Plaidoyer pour une approche médiane
Selon Matthieu Richelle, l’ensemble des archéologues bien formés adopte aujourd’hui une approche qui se situe entre « l’archéologie biblique » et « l’archéologie syro-palestinienne ». « Il faut essayer, ajoute-t-il, de mener des fouilles de manière autonome, sans avoir la Bible à la main. Il importe de considérer ce que l’on trouve de manière ouverte, puis, au moment de la synthèse historique, de tenir compte de ce que dit la Bible. Elle est une source historique importante et même indispensable pour reconstituer l’histoire de l’Israël ancien. »
Globalement aujourd’hui, on peut dire que l’archéologie apporte souvent des confirmations à ce que dit la Bible. « Mais la première chose à noter, ajoute le professeur de la FLTE, c’est que le chevauchement entre ce que trouvent les fouilles archéologiques et la Bible est assez restreint. Il y a beaucoup de choses dont parle la Bible et dont on n’a pas l’espoir de trouver des traces par l’archéologie. Il faut donc ajuster ses attentes et ne pas avoir une approche trop passionnée qui déboucherait systématiquement sur une issue positive ou négative, pour ou contre la véracité de la Bible. »

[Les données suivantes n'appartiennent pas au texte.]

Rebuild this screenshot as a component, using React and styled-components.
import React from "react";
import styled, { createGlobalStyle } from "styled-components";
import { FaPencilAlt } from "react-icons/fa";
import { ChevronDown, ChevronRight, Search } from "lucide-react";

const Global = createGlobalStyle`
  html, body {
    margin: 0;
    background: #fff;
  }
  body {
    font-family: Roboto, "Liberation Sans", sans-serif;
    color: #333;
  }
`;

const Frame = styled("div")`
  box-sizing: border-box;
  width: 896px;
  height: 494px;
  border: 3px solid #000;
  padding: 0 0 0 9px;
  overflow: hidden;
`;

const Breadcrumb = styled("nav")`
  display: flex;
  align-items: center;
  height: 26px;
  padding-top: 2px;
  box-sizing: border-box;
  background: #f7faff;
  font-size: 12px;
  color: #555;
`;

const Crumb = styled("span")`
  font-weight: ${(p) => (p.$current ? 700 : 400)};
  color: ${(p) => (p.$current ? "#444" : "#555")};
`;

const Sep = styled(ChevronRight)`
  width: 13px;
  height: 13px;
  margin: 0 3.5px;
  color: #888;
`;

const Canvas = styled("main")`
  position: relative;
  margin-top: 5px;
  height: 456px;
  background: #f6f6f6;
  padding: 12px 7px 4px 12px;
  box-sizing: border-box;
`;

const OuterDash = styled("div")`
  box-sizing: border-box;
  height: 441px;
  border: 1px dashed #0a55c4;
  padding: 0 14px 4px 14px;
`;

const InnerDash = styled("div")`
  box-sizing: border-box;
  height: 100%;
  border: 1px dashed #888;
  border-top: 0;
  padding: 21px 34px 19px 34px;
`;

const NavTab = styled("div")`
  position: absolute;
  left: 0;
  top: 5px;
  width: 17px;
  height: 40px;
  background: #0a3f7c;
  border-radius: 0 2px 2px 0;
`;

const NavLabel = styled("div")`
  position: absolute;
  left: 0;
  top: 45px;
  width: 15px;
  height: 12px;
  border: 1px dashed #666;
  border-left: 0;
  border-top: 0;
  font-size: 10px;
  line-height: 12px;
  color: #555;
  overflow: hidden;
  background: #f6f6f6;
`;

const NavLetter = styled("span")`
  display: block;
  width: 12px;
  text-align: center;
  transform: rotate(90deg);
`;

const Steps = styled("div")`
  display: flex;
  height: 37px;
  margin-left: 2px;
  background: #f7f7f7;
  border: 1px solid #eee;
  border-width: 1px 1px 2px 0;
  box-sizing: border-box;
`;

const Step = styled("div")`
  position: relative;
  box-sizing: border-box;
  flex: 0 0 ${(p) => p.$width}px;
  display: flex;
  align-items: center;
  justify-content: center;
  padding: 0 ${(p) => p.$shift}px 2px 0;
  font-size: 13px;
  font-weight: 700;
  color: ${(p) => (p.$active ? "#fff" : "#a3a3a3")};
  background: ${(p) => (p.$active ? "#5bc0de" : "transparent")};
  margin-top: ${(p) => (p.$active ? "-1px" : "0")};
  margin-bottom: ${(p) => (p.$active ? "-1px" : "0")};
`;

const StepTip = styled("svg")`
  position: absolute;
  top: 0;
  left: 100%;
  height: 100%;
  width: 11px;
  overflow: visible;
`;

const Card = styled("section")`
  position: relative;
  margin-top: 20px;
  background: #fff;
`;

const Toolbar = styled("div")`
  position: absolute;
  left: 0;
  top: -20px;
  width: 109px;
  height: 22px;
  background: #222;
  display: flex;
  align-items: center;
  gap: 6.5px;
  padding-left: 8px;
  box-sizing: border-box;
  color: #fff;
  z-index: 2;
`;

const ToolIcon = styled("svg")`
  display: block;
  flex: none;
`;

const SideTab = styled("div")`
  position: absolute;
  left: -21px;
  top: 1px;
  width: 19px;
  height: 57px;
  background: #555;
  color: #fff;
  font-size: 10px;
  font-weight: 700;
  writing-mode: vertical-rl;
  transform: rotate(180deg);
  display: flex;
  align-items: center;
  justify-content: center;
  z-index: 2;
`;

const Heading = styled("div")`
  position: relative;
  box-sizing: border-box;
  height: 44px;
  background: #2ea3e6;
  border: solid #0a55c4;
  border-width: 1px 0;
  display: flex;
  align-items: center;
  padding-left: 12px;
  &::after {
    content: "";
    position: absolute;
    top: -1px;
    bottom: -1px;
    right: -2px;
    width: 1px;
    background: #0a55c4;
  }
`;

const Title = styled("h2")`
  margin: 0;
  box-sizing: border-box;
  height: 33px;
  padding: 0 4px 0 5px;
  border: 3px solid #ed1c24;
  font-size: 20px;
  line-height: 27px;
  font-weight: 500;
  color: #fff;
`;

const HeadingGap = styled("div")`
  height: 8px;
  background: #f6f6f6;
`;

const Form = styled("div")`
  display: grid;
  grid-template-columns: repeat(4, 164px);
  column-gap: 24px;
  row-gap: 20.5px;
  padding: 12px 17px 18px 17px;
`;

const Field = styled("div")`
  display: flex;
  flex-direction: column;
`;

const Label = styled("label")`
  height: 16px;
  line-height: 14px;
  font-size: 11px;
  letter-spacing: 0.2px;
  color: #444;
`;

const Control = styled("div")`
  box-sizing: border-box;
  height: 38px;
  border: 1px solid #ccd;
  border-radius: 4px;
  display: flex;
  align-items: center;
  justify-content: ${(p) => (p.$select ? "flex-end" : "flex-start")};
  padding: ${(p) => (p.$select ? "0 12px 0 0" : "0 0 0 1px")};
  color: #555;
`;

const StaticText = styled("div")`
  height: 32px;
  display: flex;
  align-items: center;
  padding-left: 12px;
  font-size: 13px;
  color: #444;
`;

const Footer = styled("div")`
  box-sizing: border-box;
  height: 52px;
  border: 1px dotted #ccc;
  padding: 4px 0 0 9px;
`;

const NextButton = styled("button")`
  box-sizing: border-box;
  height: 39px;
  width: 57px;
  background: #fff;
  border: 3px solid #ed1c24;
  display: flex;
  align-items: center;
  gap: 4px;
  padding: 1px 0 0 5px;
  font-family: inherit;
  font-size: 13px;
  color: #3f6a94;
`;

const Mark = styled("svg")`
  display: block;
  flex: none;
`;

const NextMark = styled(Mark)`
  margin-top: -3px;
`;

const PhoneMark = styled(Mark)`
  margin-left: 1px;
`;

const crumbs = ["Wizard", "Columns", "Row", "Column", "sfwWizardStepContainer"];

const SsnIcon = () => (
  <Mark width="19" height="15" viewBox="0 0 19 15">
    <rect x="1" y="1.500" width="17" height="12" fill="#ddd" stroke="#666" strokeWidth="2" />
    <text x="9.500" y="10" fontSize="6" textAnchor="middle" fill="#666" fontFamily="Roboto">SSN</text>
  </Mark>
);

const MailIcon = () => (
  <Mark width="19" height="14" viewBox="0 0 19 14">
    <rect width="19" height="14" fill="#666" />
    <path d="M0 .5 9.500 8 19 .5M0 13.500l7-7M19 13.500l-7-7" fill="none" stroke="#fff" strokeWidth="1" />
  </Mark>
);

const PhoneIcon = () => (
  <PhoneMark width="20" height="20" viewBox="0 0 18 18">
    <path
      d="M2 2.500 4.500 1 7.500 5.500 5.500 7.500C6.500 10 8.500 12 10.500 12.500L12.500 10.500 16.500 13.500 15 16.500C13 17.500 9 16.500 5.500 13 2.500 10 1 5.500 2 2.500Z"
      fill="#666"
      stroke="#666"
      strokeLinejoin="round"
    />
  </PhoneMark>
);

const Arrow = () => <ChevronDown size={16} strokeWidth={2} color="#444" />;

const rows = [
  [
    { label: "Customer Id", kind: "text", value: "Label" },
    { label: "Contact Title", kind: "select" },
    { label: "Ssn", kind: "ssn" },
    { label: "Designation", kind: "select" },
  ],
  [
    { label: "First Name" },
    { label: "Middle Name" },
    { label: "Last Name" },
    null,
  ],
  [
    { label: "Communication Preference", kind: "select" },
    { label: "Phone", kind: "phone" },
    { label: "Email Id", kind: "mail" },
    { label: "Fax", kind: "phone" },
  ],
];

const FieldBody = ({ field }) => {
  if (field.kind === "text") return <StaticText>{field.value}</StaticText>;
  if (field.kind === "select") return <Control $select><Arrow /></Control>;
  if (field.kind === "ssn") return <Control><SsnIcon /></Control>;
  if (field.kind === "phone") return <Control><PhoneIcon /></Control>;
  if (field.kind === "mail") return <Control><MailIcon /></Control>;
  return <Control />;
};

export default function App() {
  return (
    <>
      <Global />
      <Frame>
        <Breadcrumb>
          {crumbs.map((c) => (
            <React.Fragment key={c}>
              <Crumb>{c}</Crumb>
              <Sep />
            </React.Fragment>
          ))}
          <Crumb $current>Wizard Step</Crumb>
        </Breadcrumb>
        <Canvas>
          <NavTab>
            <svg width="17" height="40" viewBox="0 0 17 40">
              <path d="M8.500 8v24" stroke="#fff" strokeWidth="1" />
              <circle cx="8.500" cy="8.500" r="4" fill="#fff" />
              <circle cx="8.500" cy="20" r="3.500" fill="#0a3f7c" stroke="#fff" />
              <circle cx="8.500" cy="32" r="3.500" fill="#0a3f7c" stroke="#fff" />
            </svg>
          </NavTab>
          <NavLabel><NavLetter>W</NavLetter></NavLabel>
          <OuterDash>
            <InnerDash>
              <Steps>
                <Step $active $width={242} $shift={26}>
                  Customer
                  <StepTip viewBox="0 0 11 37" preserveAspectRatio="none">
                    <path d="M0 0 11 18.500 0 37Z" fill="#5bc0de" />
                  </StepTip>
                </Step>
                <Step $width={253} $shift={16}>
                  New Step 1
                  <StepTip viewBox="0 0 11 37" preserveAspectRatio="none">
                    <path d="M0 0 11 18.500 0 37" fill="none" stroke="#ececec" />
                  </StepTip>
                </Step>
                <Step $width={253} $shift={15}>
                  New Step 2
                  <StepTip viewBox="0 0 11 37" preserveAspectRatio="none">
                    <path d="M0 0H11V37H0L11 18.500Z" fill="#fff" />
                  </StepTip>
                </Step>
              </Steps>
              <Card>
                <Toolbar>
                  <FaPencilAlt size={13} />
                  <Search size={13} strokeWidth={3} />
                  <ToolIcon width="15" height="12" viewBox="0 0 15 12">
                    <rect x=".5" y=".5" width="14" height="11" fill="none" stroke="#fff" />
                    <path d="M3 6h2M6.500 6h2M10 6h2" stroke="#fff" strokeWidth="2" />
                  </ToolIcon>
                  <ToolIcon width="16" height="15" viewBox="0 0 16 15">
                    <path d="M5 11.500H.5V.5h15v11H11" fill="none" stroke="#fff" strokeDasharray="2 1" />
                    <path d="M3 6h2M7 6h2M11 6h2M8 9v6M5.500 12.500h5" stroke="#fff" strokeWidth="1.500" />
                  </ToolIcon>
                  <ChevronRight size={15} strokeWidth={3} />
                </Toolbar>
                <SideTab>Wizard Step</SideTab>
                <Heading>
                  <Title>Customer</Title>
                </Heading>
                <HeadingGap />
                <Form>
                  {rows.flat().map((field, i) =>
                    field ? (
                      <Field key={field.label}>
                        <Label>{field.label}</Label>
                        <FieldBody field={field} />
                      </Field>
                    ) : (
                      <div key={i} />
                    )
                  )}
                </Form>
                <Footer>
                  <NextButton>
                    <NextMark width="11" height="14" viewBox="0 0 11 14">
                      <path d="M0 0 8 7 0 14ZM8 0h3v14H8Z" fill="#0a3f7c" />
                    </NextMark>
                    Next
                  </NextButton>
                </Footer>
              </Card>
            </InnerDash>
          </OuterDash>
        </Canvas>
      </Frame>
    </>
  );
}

A ceux que la lecture de La Bible dévoilée aurait troublés, Matthieu Richelle affirme qu’ils l’ont été inutilement ! « Il y a des réponses à toutes les questions soulevées par Israël Finkelstein. Malheureusement dans son livre, il affirme de manière péremptoire certaines choses, sans relever qu’il y a d’autres points de vue possibles ! »
Serge Carrel
 
Matthieu Richelle, La Bible et l’archéologie, Vaux-sur-Seine/Charols, Edifac/Excelsis, 2011, 152 p. Prix : 20.-
 
Note
(1)  L’épigraphie est l’étude des inscriptions réalisées sur des matières imputrescibles telles que la pierre, l’argile ou le métal.